A Massive Liquidity Illusion

Since the election we’ve heard the rally in stocks characterized as a “Trump Trade” or a “reflation” trade. We think there is a really important element missing from this analysis that could change very quickly over the next several weeks.

On March 16, 2017 (the day after the Federal Reserve is expected to raise interest rates for the third time) the US Federal debt ceiling comes back into law at $20.1 trillion. At the end of January, total federal debt was $19.93 trillion, and in real-time using US Debt Clock (http://www.usdebtclock.org/) it is $19.93 trillion.

In anticipation of the debt ceiling coming back into force, since November, US Treasury deposits held at the Fed have dropped from over $400 billion to around $175 billion, unleashing over $200 billion of liquidity into the markets. In the chart below, one can see how US stocks leapt one week after the peak in US Treasury deposits at the FRB.

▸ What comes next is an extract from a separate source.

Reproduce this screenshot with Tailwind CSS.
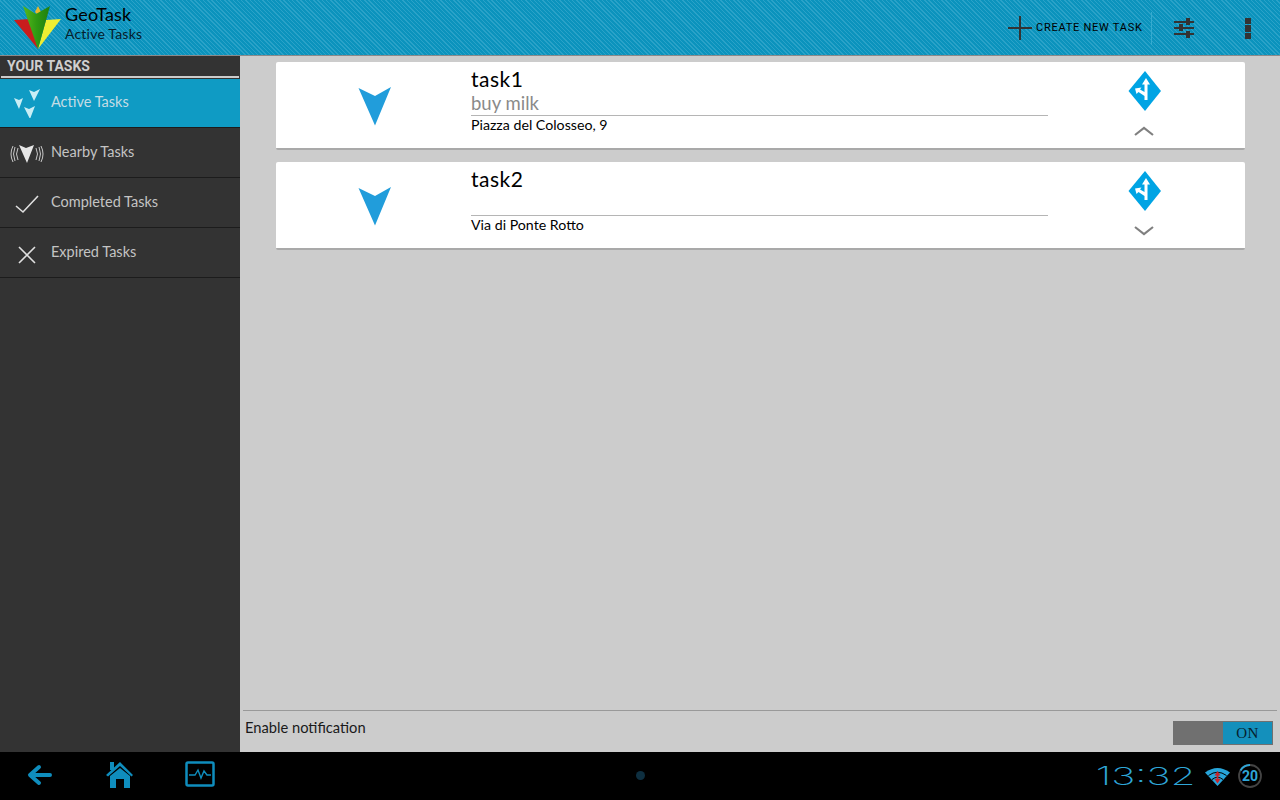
<!DOCTYPE html>
<html lang="en">
<head>
  <meta charset="UTF-8">
  <title>GeoTask</title>
  <script src="https://cdn.jsdelivr.net/npm/@tailwindcss/browser@4"></script>
</head>
<body class="w-[1280px] h-[800px] overflow-hidden bg-[#cccccc] font-['Lato',sans-serif]">
  <div class="flex flex-col h-[800px]">

    <!-- Action bar -->
    <header class="h-[56px] shrink-0 flex items-center border-b border-[#8a8a8a] bg-[#0b93bd] bg-[repeating-linear-gradient(45deg,#0b93bd_0px,#0b93bd_2px,#2aa2c8_2px,#2aa2c8_3px)]">
      <svg class="ml-[14px] shrink-0 -mt-[1px]" width="48" height="45" viewBox="14 4 48 45">
        <defs>
          <linearGradient id="logoGreen" x1="0" y1="0" x2="1" y2="0">
            <stop offset="0" stop-color="#58b81c"/>
            <stop offset="0.5" stop-color="#2f9a12"/>
            <stop offset="1" stop-color="#1f7d0e"/>
          </linearGradient>
        </defs>
        <polygon points="14,19 30,18 38,48" fill="#c91d1d"/>
        <polygon points="61,18 46,19 38,48" fill="#eeee33"/>
        <polygon points="38,5 35,11 38,14 41,11" fill="#e8b92c"/>
        <polygon points="23,5 36,13 50,5 38,48" fill="url(#logoGreen)"/>
      </svg>
      <div class="ml-[3px] -mt-[8px] flex flex-col text-[#06202c]">
        <span class="text-[18px] leading-[20px] tracking-[0.2px] text-black">GeoTask</span>
        <span class="text-[14px] leading-[19px] tracking-[0.2px]">Active Tasks</span>
      </div>
      <div class="ml-auto mt-[1px] flex items-center">
        <svg width="24" height="24" viewBox="0 0 24 24" class="mr-[4px]"><path d="M0 12H24M12 0V24" stroke="#333" stroke-width="2"/></svg>
        <span class="font-['Roboto',sans-serif] text-[11px] tracking-[0.75px] whitespace-nowrap text-black w-[107px] mt-[1px]">CREATE NEW TASK</span>
        <div class="w-px h-[33px] bg-[#35abd0] ml-[8px]"></div>
        <svg width="20" height="20" viewBox="0 0 20 20" class="ml-[22px]" fill="#333">
          <rect x="0" y="3" width="20" height="2"/><rect x="0" y="9" width="20" height="2"/><rect x="0" y="15" width="20" height="2"/>
          <rect x="12" y="0" width="4" height="7"/><rect x="5" y="6" width="4" height="7"/><rect x="12" y="13" width="4" height="7"/>
        </svg>
        <div class="ml-[51px] mr-[29px] flex flex-col gap-[1px]">
          <div class="w-[6px] h-[6px] bg-[#333]"></div>
          <div class="w-[6px] h-[7px] bg-[#333]"></div>
          <div class="w-[6px] h-[6px] bg-[#333]"></div>
        </div>
      </div>
    </header>

    <div class="flex flex-1 min-h-0">
      <!-- Sidebar -->
      <aside class="w-[240px] shrink-0 bg-[#333333]">
        <div class="h-[20px] pl-[7px] flex items-center font-['Roboto',sans-serif] font-bold text-[14px] text-[#cfcfcf]">YOUR TASKS</div>
        <div class="h-[2px] mx-px bg-[#cccccc]"></div>
        <div class="h-[49px] mt-px flex items-center pl-[51px] pb-[3px] relative bg-[#0f9bc4] border-b border-[#1c1c1c] text-[14.5px] text-[#c5dde5]">
          <svg class="absolute left-[13px] top-[9px]" width="30" height="30" viewBox="0 0 30 30" fill="#c9eef5">
            <path d="M1 10L6 12L10 10L6 21Z"/><path d="M16 2L21 4L27 1L21 13Z"/><path d="M11 19L16 21L22 18L17 31Z"/>
          </svg>
          Active Tasks
        </div>
        <div class="h-[50px] flex items-center pl-[51px] pb-[1px] relative border-b border-[#1c1c1c] text-[14.5px] text-[#c4c4c4]">
          <svg class="absolute left-[10px] top-[16px]" width="34" height="20" viewBox="0 0 34 20" fill="none" stroke="#d8d8d8" stroke-width="0.9">
            <path d="M9 1L16 4L24 1L17 19Z" fill="#e6e6e6" stroke="none"/>
            <path d="M8 4Q5 10 8 16M5 3Q2 10 5 17M3 2Q-1 10 3 18M26 4Q29 10 26 16M29 3Q32 10 29 17M31 2Q35 10 31 18"/>
          </svg>
          Nearby Tasks
        </div>
        <div class="h-[50px] flex items-center pl-[51px] pb-[1px] relative border-b border-[#1c1c1c] text-[14.5px] text-[#c4c4c4]">
          <svg class="absolute left-[15px] top-[16px]" width="24" height="20" viewBox="0 0 24 20" fill="none" stroke="#e0e0e0" stroke-width="1.6"><path d="M1 12L8 18L23 2"/></svg>
          Completed Tasks
        </div>
        <div class="h-[50px] flex items-center pl-[51px] pb-[1px] relative border-b border-[#1c1c1c] text-[14.5px] text-[#c4c4c4]">
          <svg class="absolute left-[18px] top-[18px]" width="18" height="18" viewBox="0 0 18 18" fill="none" stroke="#e0e0e0" stroke-width="1.6"><path d="M1 1L17 17M17 1L1 17"/></svg>
          Expired Tasks
        </div>
      </aside>

      <!-- Task list -->
      <main class="flex-1 flex flex-col min-w-0">
        <div class="flex-1 pl-[36px] pr-[35px] pt-[6px] flex flex-col gap-[12px]">

          <div class="h-[88px] bg-white rounded-[2px] border-b-2 border-[#a9a9a9] flex">
            <div class="w-[195px] shrink-0 flex items-center justify-center">
              <svg width="34" height="39" viewBox="0 0 34 39" fill="#219ddb" class="ml-[3px] mt-[2px]"><path d="M0.5 1L17 9L33 0L17 38.5Z"/></svg>
            </div>
            <div class="w-[577px] shrink-0 flex flex-col">
              <div class="h-[25px] pt-[4px] text-[21px] leading-[25px] text-black tracking-[0.5px]">task1</div>
              <div class="h-[29px] pt-[5px] text-[18.5px] leading-[23px] text-[#8a8a8a] border-b border-[#b5b5b5]">buy milk</div>
              <div class="-mt-px text-[14.2px] leading-[20px] text-black">Piazza del Colosseo, 9</div>
            </div>
            <div class="flex-1 flex flex-col items-center">
              <svg width="34" height="40" viewBox="0 0 34 40" class="mt-[9px] mr-[4px]">
                <path d="M17 0L33 20L17 40L0.5 20Z" fill="#00a4e4"/>
                <path d="M18 7L14 13.5H16.5V21L12 18.5L13.5 16.5L7 17.5L8.5 23L10.5 21L16.5 25V29H19.5V13.5H22Z" fill="#fff"/>
              </svg>
              <svg width="20" height="10" viewBox="0 0 20 10" class="mt-[15px] mr-[6px]" fill="none" stroke="#808080" stroke-width="2.2"><path d="M1 9L10 2L19 9"/></svg>
            </div>
          </div>

          <div class="h-[88px] bg-white rounded-[2px] border-b-2 border-[#a9a9a9] flex">
            <div class="w-[195px] shrink-0 flex items-center justify-center">
              <svg width="34" height="39" viewBox="0 0 34 39" fill="#219ddb" class="ml-[3px] mt-[2px]"><path d="M0.5 1L17 9L33 0L17 38.5Z"/></svg>
            </div>
            <div class="w-[577px] shrink-0 flex flex-col">
              <div class="h-[25px] pt-[4px] text-[21px] leading-[25px] text-black tracking-[0.5px]">task2</div>
              <div class="h-[29px] border-b border-[#b5b5b5]"></div>
              <div class="-mt-px text-[14.2px] leading-[20px] text-black">Via di Ponte Rotto</div>
            </div>
            <div class="flex-1 flex flex-col items-center">
              <svg width="34" height="40" viewBox="0 0 34 40" class="mt-[9px] mr-[4px]">
                <path d="M17 0L33 20L17 40L0.5 20Z" fill="#00a4e4"/>
                <path d="M18 7L14 13.5H16.5V21L12 18.5L13.5 16.5L7 17.5L8.5 23L10.5 21L16.5 25V29H19.5V13.5H22Z" fill="#fff"/>
              </svg>
              <svg width="20" height="10" viewBox="0 0 20 10" class="mt-[15px] mr-[6px]" fill="none" stroke="#808080" stroke-width="2.2"><path d="M1 1L10 8L19 1"/></svg>
            </div>
          </div>
        </div>

        <!-- Notification toggle -->
        <div class="h-[42px] shrink-0 mx-[3px] border-t border-[#999999] flex items-center justify-between pl-[2px] pr-[4px]">
          <span class="text-[14.7px] text-[#1a1a1a] -mt-[9px]">Enable notification</span>
          <div class="w-[100px] h-[24px] mt-[3px] bg-[#707070] p-px flex justify-end">
            <div class="w-[49px] bg-[#1490bc] flex items-center justify-center text-[15px] tracking-[0.5px] text-[#06202c] font-['Liberation_Serif',serif]">ON</div>
          </div>
        </div>
      </main>
    </div>

    <!-- System bar -->
    <footer class="h-[48px] shrink-0 bg-black flex items-center relative">
      <svg width="26" height="24" viewBox="0 0 26 24" class="ml-[27px]" fill="none" stroke="#0f8dbd" stroke-width="4" stroke-linecap="round" stroke-linejoin="round"><path d="M23 11H5M12 3L3 11L12 19"/></svg>
      <svg width="28" height="28" viewBox="0 0 28 28" class="ml-[53px] -mt-[3px]" fill="#0f8dbd">
        <path d="M0 14L14 1L27 14L25.5 15.5L14 5L2 15.5Z"/><rect x="4" y="1" width="4" height="8"/>
        <path d="M4 15L14 7L24 15V27H18V18H10V27H4Z"/>
      </svg>
      <svg width="30" height="26" viewBox="0 0 30 26" class="ml-[51px] -mt-[4px]" fill="none" stroke="#0f8dbd">
        <rect x="1.5" y="1.5" width="27" height="23" rx="1.5" stroke-width="2.5"/>
        <path d="M4 14H10L13 9L16 17L19 10L22 14H26" stroke-width="1.4"/>
      </svg>
      <div class="absolute left-[636px] top-[19px] w-[9px] h-[9px] rounded-full bg-[#0e2f40]"></div>
      <div class="ml-auto flex items-center">
        <span class="font-['Inter',sans-serif] font-extralight text-[25px] leading-none text-[#2fa6d8] mr-[9px] origin-right scale-x-[1.62]">13:32</span>
        <svg width="25" height="19" viewBox="0 0 25 19" class="mr-[7px]">
          <path d="M0 5.5Q12.5 -3.5 25 5.5L12.5 19Z" fill="#27a5da"/>
          <path d="M3.5 8.5Q12.5 2 21.5 8.5M7 12.5Q12.5 8 18 12.5" stroke="#000" fill="none"/>
          <path d="M12.5 4L15.5 8.5H13.5V12H15.5L12.5 16.5L9.5 12H11.5V8.5H9.5Z" fill="#c9262c"/>
        </svg>
        <svg width="26" height="26" viewBox="0 0 26 26" class="mr-[17px]">
          <circle cx="13" cy="13" r="11" fill="none" stroke="#444" stroke-width="1.8"/>
          <path d="M13 2A11 11 0 0 0 3.5 7.5" fill="none" stroke="#2fa6d8" stroke-width="1.8"/>
          <text x="13" y="18" text-anchor="middle" font-family="Roboto" font-weight="700" font-size="14" fill="#2fa6d8">20</text>
        </svg>
      </div>
    </footer>
  </div>
</body>
</html>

This has served to create the appearance that the Federal Reserve has been easing lately. Since 2014, the Fed has been slowly starting to reign in monetary accommodation. First it was by tapering, then in December 2015, the Fed began its current rate hiking cycle. Now, the Fed is still using the federal funds rate as the reference rate for monetary policy. This means that in order to lift the fed funds rate, the Fed needs to trim excess reserves in the banking system.